Here’s the irony.   Jonah hated the Ninevites so much. He had such an exalted impression of his own righteousness. Even if he had gone to Nineveh, he would have been useless. Only now, humbled out of his own self-righteous arrogance, can he become the great prophet God has destined him to be. 
One of the verses I love most in the Bible comes from Romans.  It goes like this.  God works all things together for good for those who love God and who are called according to his purpose.  What that means is even when God doesn’t bring the storms that hit your life, that doesn’t mean God won’t use them.    God can use anything, even your worst mistakes, to move you forward, to even save you.    God will work it for good, but for God to do it, you’ve gotta let go. 

And if you doubt that God will save you, then look beyond Jonah.  Look to who Jonah points to, to the ultimate Jonah.   And that Jonah, instead of running away from God’s call to save, ran towards it.  And he went into the ultimate storm, the one created not by his failure but by ours, our mistakes, our brokenness.  And Jesus willingly gave up his life to that storm, so that he might still those waves, so that he might save us.  And he went beyond the belly of a whale.  He went into the belly of death itself, so that you might never have to go there, that instead you might have life now and forever.  

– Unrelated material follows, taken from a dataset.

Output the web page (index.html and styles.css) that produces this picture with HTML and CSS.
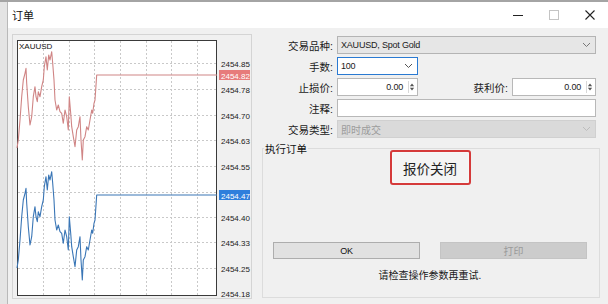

And when you let go into the love and grace of this one who threw himself into the storm for you, then Jesus will redeem every broken place, every moral failure, every mistake you have made no matter how bad.   He will save you.   And what do you need to do?  All you need to do is face the truth, that you need it.     Yes, you need to face your mistakes. Yes, you need to own them.  But then you need to let go and let God do what only God can do, use them as the door that leads to your salvation, to the very life of significance God created you to have.   So, where do you need to let go today?